¿Garantizará un premio prestigioso o un evidente mérito artístico la continuidad de una carrera en un futuro cercano?
Definitivamente, no. Por desgracia, si un autor premiado luego no vende, cualquier editorial se desembarazará de él con toda la cortesía del mundo. El mercado manda, cada vez más, aniquilando a su paso toda libertad artística, así como la excelencia y la originalidad. Se impone el gusto vulgar, y lo que se denomina “política de autor” (un editor que cree religiosamente en la calidad de un escritor, como antes se creía en el arcángel San Gabriel, y lo apoya y publica contra viento y marea, hasta que la mayonesa liga: Herralde-Vila Matas) es un fenómeno residual, condenado por desgracia a la extinción. La culpa de esto no la tienen principalmente los editores, desde luego. La tiene el clima social de nuestro país, o, si queréis, disparando por elevación, toda una civilización en declive (occidente) en la que la sensibilidad ha degenerado hasta convertirse en verdadero gusto por la inmundicia, y la cultura –en su sentido genuino- se parece a un enfermo terminal a quien ningún suero podrá ya revivir.
¿Se superará la actual doble crisis de la edición? ¿Se seguirá produciendo literatura de calidad en el futuro?
De algún modo, probablemente sí. Al menos durante cierto tiempo. De vez en cuando aparecerán obras de mérito, aunque hay razones para pensar que el sol de las artes, en general, es ya –en palabras de George Steiner- un sol poniente. Esencialmente, comparto estas pesimistas reflexiones íntimas, en estilo indirecto libre, del protagonista (un editor, precisamente) de una reciente novela del citado Vila Matas:
“Pero si un día encontrara ese autor tan buscado, ese fantasma, ese genio, difícilmente éste mejoraría lo ya dicho por tantos otros acerca de las grietas que separan las expectativas de la juventud y la realidad de la madurez (…) la naturaleza ilusoria de nuestras elecciones (…) la decepción (…) el futuro como dominio de la vejez y de la muerte.” Dublinesca, pag 99.

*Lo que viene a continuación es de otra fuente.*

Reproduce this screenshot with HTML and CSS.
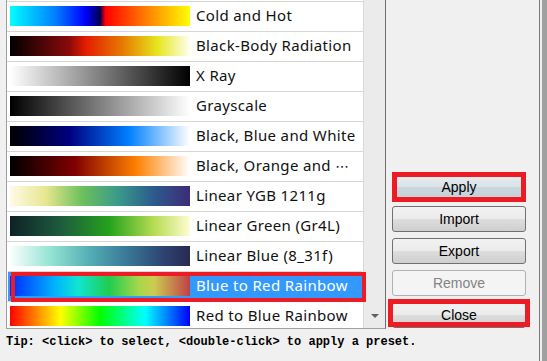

Reparemos en lo siguiente: si realmente se da, como sugieren esas palabras, un desgaste intrínseco -digamos, “orgánico”- de las potencias creativas “civilizacionales”; y, por otra parte, desaparecen las condiciones y alicientes objetivos para escribir, incluida la importante compensación económica (a causa del pirateo, la escasa demanda de auténtica literatura y la competencia de formas de ocio que no exigen esfuerzo intelectual) entonces la caída de la calidad será cada vez más acusada y nos encontraremos con un típico ciclo de feed-back, que culminará con la extinción completa de la literatura como expresión actual de la creatividad y la sensibilidad humana. Personalmente, opino que a largo plazo este proceso es ineluctable, aunque relativamente lento, como ciertos tipos de cáncer.
Con todo, yo me siento muy optimista, ya que tengo la fundada esperanza de que la muerte “aislada” de la literatura no llegue a consumarse. Confío en que mucho antes, la suma de otros factores (degradación del medio ambiente, agotamiento de recursos, pérdida de horizonte espiritual, depresión generalizada, pandemias, terrorismo biológico, superpoblación, inversión del balance de ventajas y rémoras de la tecnología) habrán terminado por fortuna con nuestra especie en el plazo máximo de unos 100 o 200 años, con mucha suerte.
Y desde luego -otra buena razón para el optimismo- mucho antes de que todo esto suceda confío en estar muerto. Supongo que será una obviedad notar que me gustaría equivocarme acerca de casi todo lo expuesto. También es posible imaginar algo muy diferente. Verbi gratia, que la combinación de ingeniería genética, fusión nuclear, nanotecnología y computación cuántica de 5ª generación deparen a nuestra especie un futuro dorado en el que la gente viva milenios y, renunciando al orgasmo perpetuo neuroinducido e incluso a la pedofilia cibernética, dediquen todo su tiempo a producir creaciones artísticas portentosas que dejen en ridículo a la Sinfonía Júpiter, a la Capilla Sixtina y al mismísimo Quijote. Todos sabemos, gracias a Borges, que contando con el tiempo suficiente uno no puede dejar de escribir, por lo menos una vez, la Odisea.